▼

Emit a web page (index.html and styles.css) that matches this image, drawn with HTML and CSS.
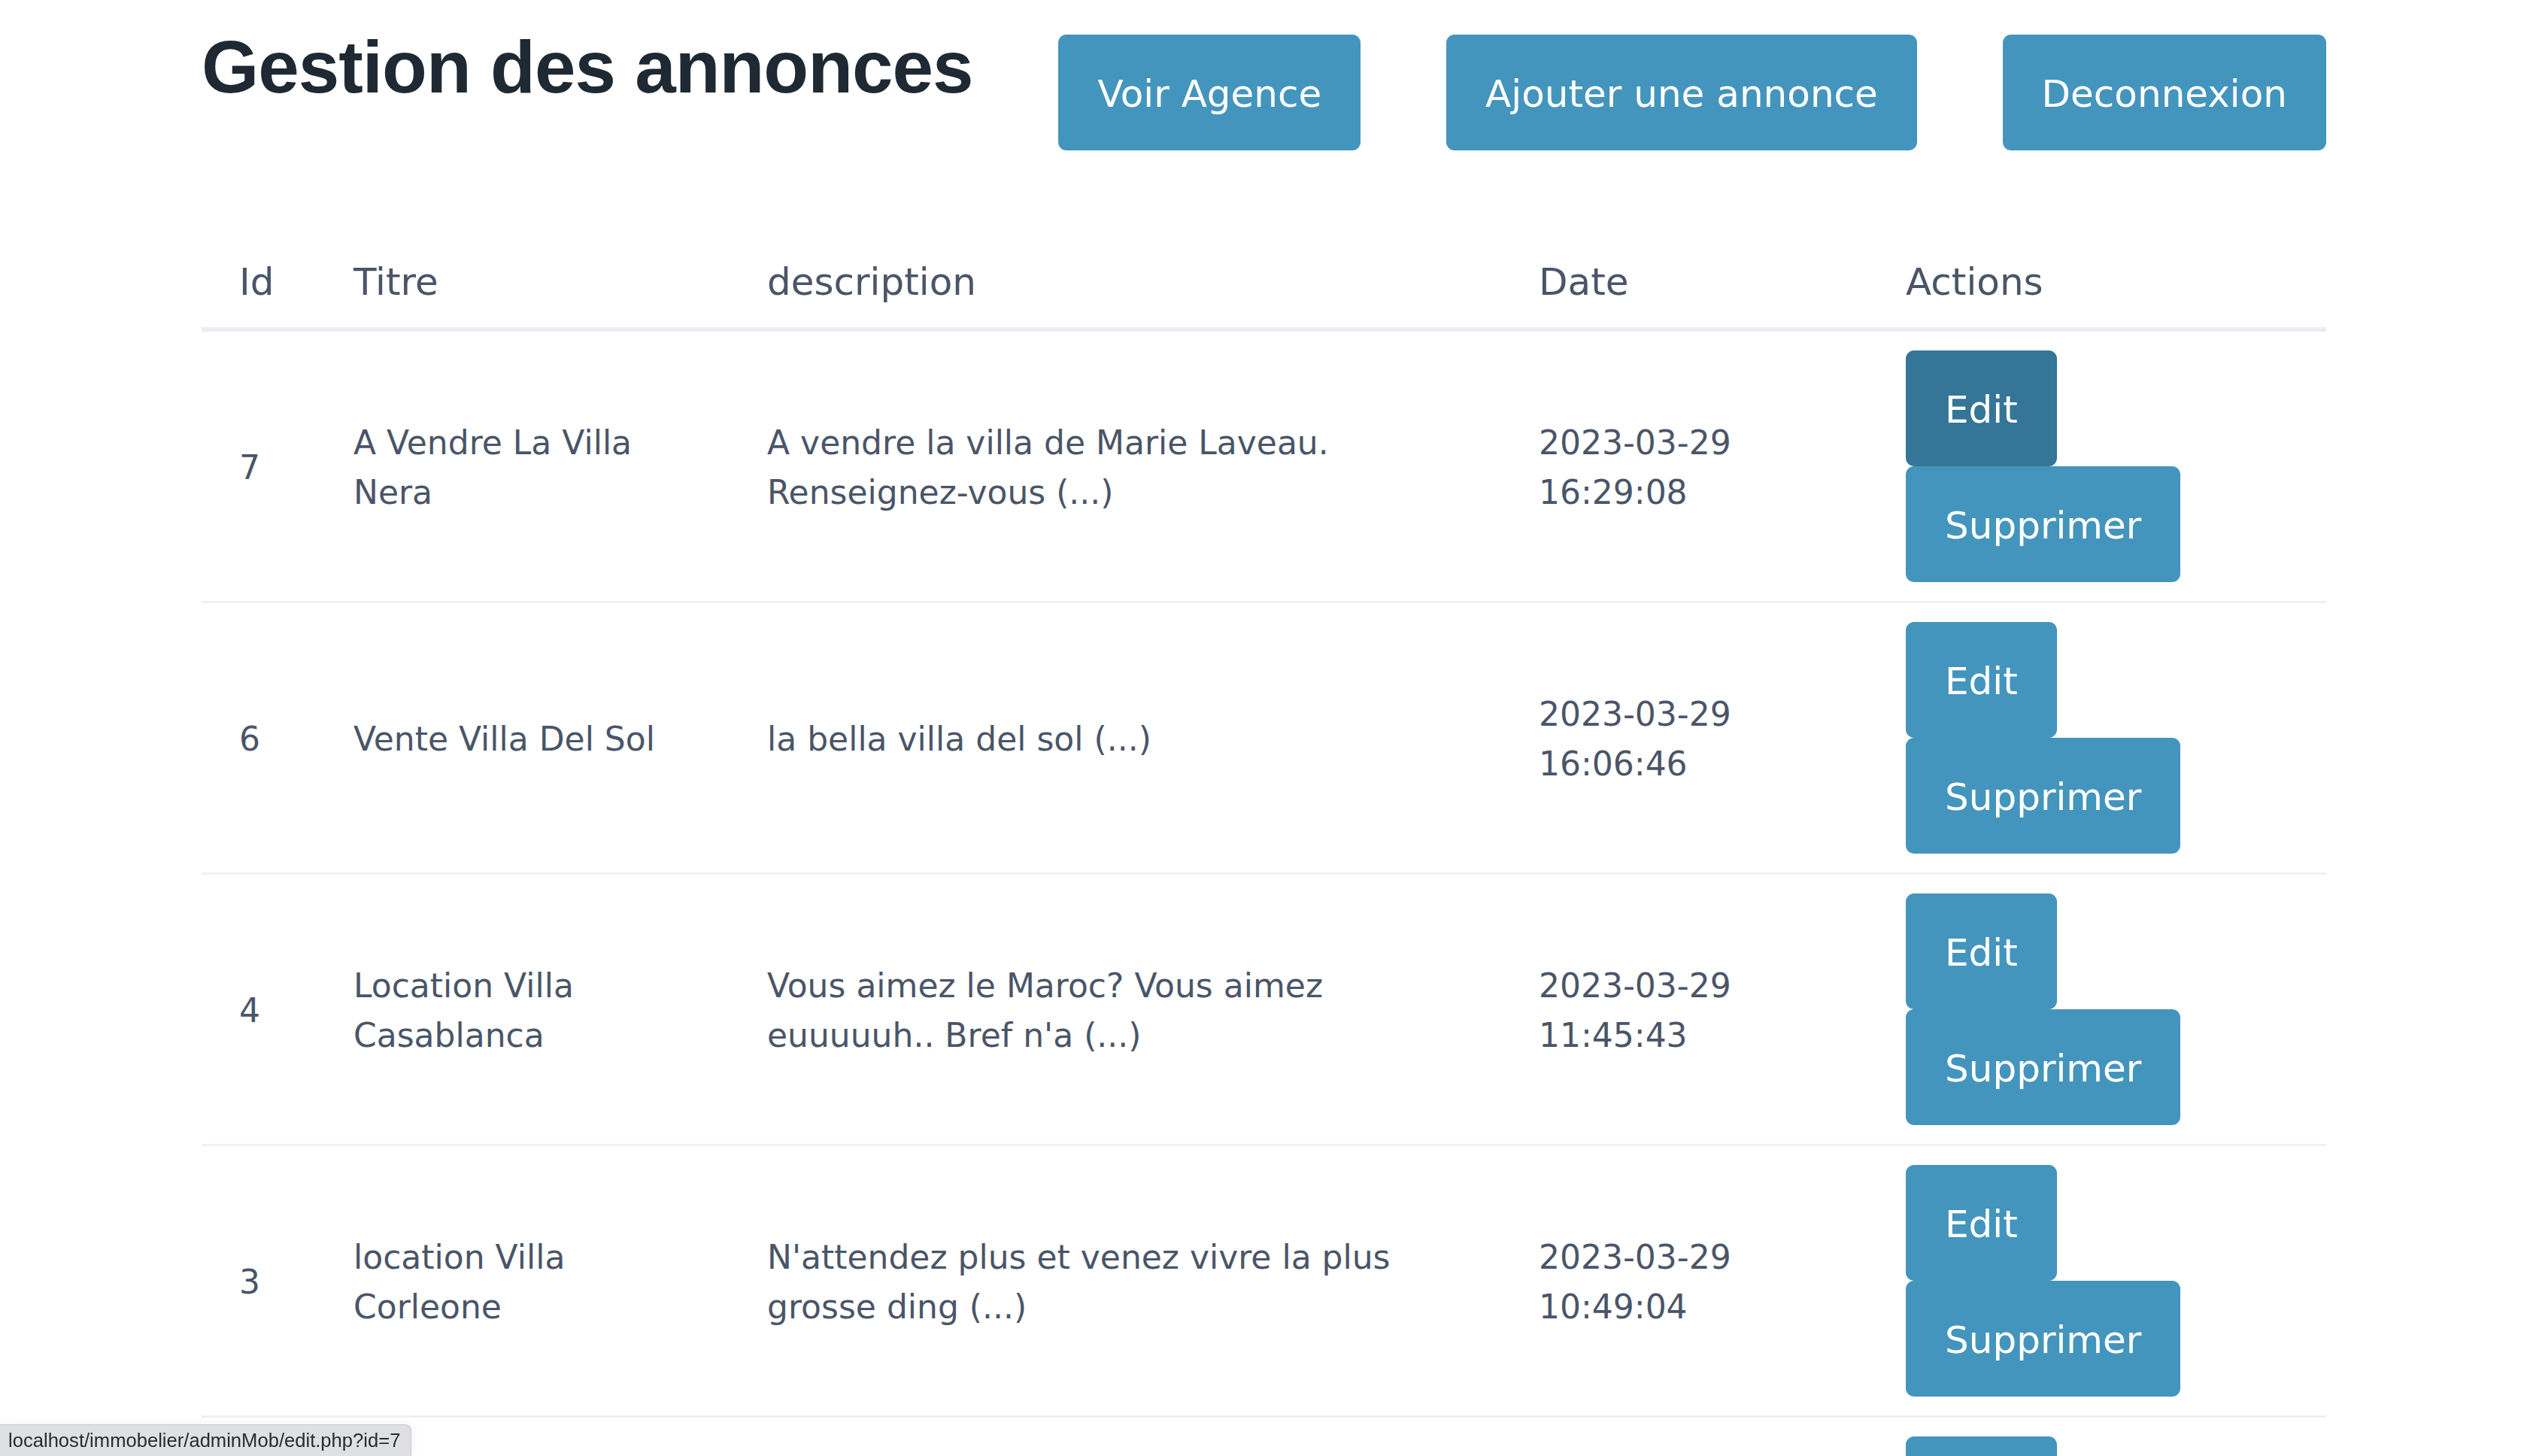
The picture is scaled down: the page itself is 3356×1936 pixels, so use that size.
FILE: index.html
```html
<!DOCTYPE html>
<html lang="fr">
<head>
<meta charset="utf-8">
<title>Gestion des annonces</title>
<link rel="stylesheet" href="styles.css">
</head>
<body>
<div class="container">
  <header class="topbar">
    <h1 class="title">Gestion des annonces</h1>
    <a class="btn btn-top" href="#">Voir Agence</a>
    <a class="btn btn-top" href="#">Ajouter une annonce</a>
    <a class="btn btn-top" href="#">Deconnexion</a>
  </header>

  <table class="list">
    <colgroup>
      <col class="c-id">
      <col class="c-titre">
      <col class="c-desc">
      <col class="c-date">
      <col class="c-actions">
    </colgroup>
    <thead>
      <tr>
        <th>Id</th>
        <th>Titre</th>
        <th>description</th>
        <th>Date</th>
        <th>Actions</th>
      </tr>
    </thead>
    <tbody>
      <tr>
        <td>7</td>
        <td>A Vendre La Villa Nera</td>
        <td>A vendre la villa de Marie Laveau. Renseignez-vous (...)</td>
        <td>2023-03-29 16:29:08</td>
        <td class="cell-actions"><div class="actions"><a class="btn btn-active" href="#">Edit</a><a class="btn" href="#">Supprimer</a></div></td>
      </tr>
      <tr>
        <td>6</td>
        <td>Vente Villa Del Sol</td>
        <td>la bella villa del sol (...)</td>
        <td>2023-03-29 16:06:46</td>
        <td class="cell-actions"><div class="actions"><a class="btn" href="#">Edit</a><a class="btn" href="#">Supprimer</a></div></td>
      </tr>
      <tr>
        <td>4</td>
        <td>Location Villa Casablanca</td>
        <td>Vous aimez le Maroc? Vous aimez euuuuuh.. Bref n'a (...)</td>
        <td>2023-03-29 11:45:43</td>
        <td class="cell-actions"><div class="actions"><a class="btn" href="#">Edit</a><a class="btn" href="#">Supprimer</a></div></td>
      </tr>
      <tr>
        <td>3</td>
        <td>location Villa Corleone</td>
        <td>N'attendez plus et venez vivre la plus grosse ding (...)</td>
        <td>2023-03-29 10:49:04</td>
        <td class="cell-actions"><div class="actions"><a class="btn" href="#">Edit</a><a class="btn" href="#">Supprimer</a></div></td>
      </tr>
      <tr>
        <td></td>
        <td></td>
        <td></td>
        <td></td>
        <td class="cell-actions"><div class="actions"><a class="btn" href="#">Edit</a><a class="btn" href="#">Supprimer</a></div></td>
      </tr>
    </tbody>
  </table>
</div>

<div class="statusbar">localhost/immobelier/adminMob/edit.php?id=7</div>
</body>
</html>
```

FILE: styles.css
```css
html, body {
  margin: 0;
  padding: 0;
  background: #ffffff;
}

body {
  font-family: "DejaVu Sans", Verdana, sans-serif;
  color: #4a5568;
}

.container {
  width: 2825px;
  margin: 0 0 0 268px;
}

.topbar {
  display: flex;
  justify-content: space-between;
  align-items: flex-start;
}

.title {
  margin: 34px 0 0 0;
  font-family: "Liberation Sans", Arial, sans-serif;
  font-weight: 700;
  font-size: 98px;
  line-height: 110px;
  letter-spacing: -1px;
  color: #1f2933;
}

.btn {
  display: inline-block;
  box-sizing: border-box;
  padding: 42px 52px 37px 52px;
  font-family: "DejaVu Sans", Verdana, sans-serif;
  font-size: 50px;
  line-height: 75px;
  color: #ffffff;
  background: #4495bd;
  border-radius: 11px;
  text-decoration: none;
  white-space: nowrap;
}

.btn-top {
  margin-top: 46px;
}

.btn-active {
  background: #357597;
}

.list {
  width: 2825px;
  margin-top: 116px;
  border-collapse: collapse;
  table-layout: fixed;
}

.c-id { width: 152px; }
.c-titre { width: 550px; }
.c-desc { width: 1026px; }
.c-date { width: 488px; }
.c-actions { width: 609px; }

.list th {
  text-align: left;
  font-weight: 400;
  font-size: 50px;
  line-height: 75px;
  padding: 22px 50px 22px 50px;
  border-bottom: 6px solid #e9edf1;
  color: #4a5568;
}

.list td {
  font-size: 44px;
  line-height: 66px;
  padding: 27px 50px 23px 50px;
  vertical-align: middle;
  border-bottom: 3px solid #eef1f4;
  color: #4a5568;
}

.list td.cell-actions {
  padding: 25px 50px;
}

.actions {
  display: flex;
  flex-direction: column;
  align-items: flex-start;
}

.statusbar {
  position: fixed;
  left: 0;
  bottom: 0;
  height: 41px;
  padding: 0 14px 0 11px;
  background: #dfe0e4;
  border-top: 1px solid #c6c7cb;
  border-right: 1px solid #c6c7cb;
  border-top-right-radius: 8px;
  font-family: "Liberation Sans", Arial, sans-serif;
  font-size: 25.6px;
  line-height: 41px;
  color: #2b2b2b;
  box-shadow: 0 0 14px rgba(0, 0, 0, 0.06);
}
```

▲

What is required
Repeat the data above exactly, but not the pictures.

Written response
Emit a web page (index.html and styles.css) that matches this image, drawn with HTML and CSS.
The picture is scaled down: the page itself is 3356×1936 pixels, so use that size.
FILE: index.html
```html
<!DOCTYPE html>
<html lang="fr">
<head>
<meta charset="utf-8">
<title>Gestion des annonces</title>
<link rel="stylesheet" href="styles.css">
</head>
<body>
<div class="container">
  <header class="topbar">
    <h1 class="title">Gestion des annonces</h1>
    <a class="btn btn-top" href="#">Voir Agence</a>
    <a class="btn btn-top" href="#">Ajouter une annonce</a>
    <a class="btn btn-top" href="#">Deconnexion</a>
  </header>

  <table class="list">
    <colgroup>
      <col class="c-id">
      <col class="c-titre">
      <col class="c-desc">
      <col class="c-date">
      <col class="c-actions">
    </colgroup>
    <thead>
      <tr>
        <th>Id</th>
        <th>Titre</th>
        <th>description</th>
        <th>Date</th>
        <th>Actions</th>
      </tr>
    </thead>
    <tbody>
      <tr>
        <td>7</td>
        <td>A Vendre La Villa Nera</td>
        <td>A vendre la villa de Marie Laveau. Renseignez-vous (...)</td>
        <td>2023-03-29 16:29:08</td>
        <td class="cell-actions"><div class="actions"><a class="btn btn-active" href="#">Edit</a><a class="btn" href="#">Supprimer</a></div></td>
      </tr>
      <tr>
        <td>6</td>
        <td>Vente Villa Del Sol</td>
        <td>la bella villa del sol (...)</td>
        <td>2023-03-29 16:06:46</td>
        <td class="cell-actions"><div class="actions"><a class="btn" href="#">Edit</a><a class="btn" href="#">Supprimer</a></div></td>
      </tr>
      <tr>
        <td>4</td>
        <td>Location Villa Casablanca</td>
        <td>Vous aimez le Maroc? Vous aimez euuuuuh.. Bref n'a (...)</td>
        <td>2023-03-29 11:45:43</td>
        <td class="cell-actions"><div class="actions"><a class="btn" href="#">Edit</a><a class="btn" href="#">Supprimer</a></div></td>
      </tr>
      <tr>
        <td>3</td>
        <td>location Villa Corleone</td>
        <td>N'attendez plus et venez vivre la plus grosse ding (...)</td>
        <td>2023-03-29 10:49:04</td>
        <td class="cell-actions"><div class="actions"><a class="btn" href="#">Edit</a><a class="btn" href="#">Supprimer</a></div></td>
      </tr>
      <tr>
        <td></td>
        <td></td>
        <td></td>
        <td></td>
        <td class="cell-actions"><div class="actions"><a class="btn" href="#">Edit</a><a class="btn" href="#">Supprimer</a></div></td>
      </tr>
    </tbody>
  </table>
</div>

<div class="statusbar">localhost/immobelier/adminMob/edit.php?id=7</div>
</body>
</html>
```

FILE: styles.css
```css
html, body {
  margin: 0;
  padding: 0;
  background: #ffffff;
}

body {
  font-family: "DejaVu Sans", Verdana, sans-serif;
  color: #4a5568;
}

.container {
  width: 2825px;
  margin: 0 0 0 268px;
}

.topbar {
  display: flex;
  justify-content: space-between;
  align-items: flex-start;
}

.title {
  margin: 34px 0 0 0;
  font-family: "Liberation Sans", Arial, sans-serif;
  font-weight: 700;
  font-size: 98px;
  line-height: 110px;
  letter-spacing: -1px;
  color: #1f2933;
}

.btn {
  display: inline-block;
  box-sizing: border-box;
  padding: 42px 52px 37px 52px;
  font-family: "DejaVu Sans", Verdana, sans-serif;
  font-size: 50px;
  line-height: 75px;
  color: #ffffff;
  background: #4495bd;
  border-radius: 11px;
  text-decoration: none;
  white-space: nowrap;
}

.btn-top {
  margin-top: 46px;
}

.btn-active {
  background: #357597;
}

.list {
  width: 2825px;
  margin-top: 116px;
  border-collapse: collapse;
  table-layout: fixed;
}

.c-id { width: 152px; }
.c-titre { width: 550px; }
.c-desc { width: 1026px; }
.c-date { width: 488px; }
.c-actions { width: 609px; }

.list th {
  text-align: left;
  font-weight: 400;
  font-size: 50px;
  line-height: 75px;
  padding: 22px 50px 22px 50px;
  border-bottom: 6px solid #e9edf1;
  color: #4a5568;
}

.list td {
  font-size: 44px;
  line-height: 66px;
  padding: 27px 50px 23px 50px;
  vertical-align: middle;
  border-bottom: 3px solid #eef1f4;
  color: #4a5568;
}

.list td.cell-actions {
  padding: 25px 50px;
}

.actions {
  display: flex;
  flex-direction: column;
  align-items: flex-start;
}

.statusbar {
  position: fixed;
  left: 0;
  bottom: 0;
  height: 41px;
  padding: 0 14px 0 11px;
  background: #dfe0e4;
  border-top: 1px solid #c6c7cb;
  border-right: 1px solid #c6c7cb;
  border-top-right-radius: 8px;
  font-family: "Liberation Sans", Arial, sans-serif;
  font-size: 25.6px;
  line-height: 41px;
  color: #2b2b2b;
  box-shadow: 0 0 14px rgba(0, 0, 0, 0.06);
}
```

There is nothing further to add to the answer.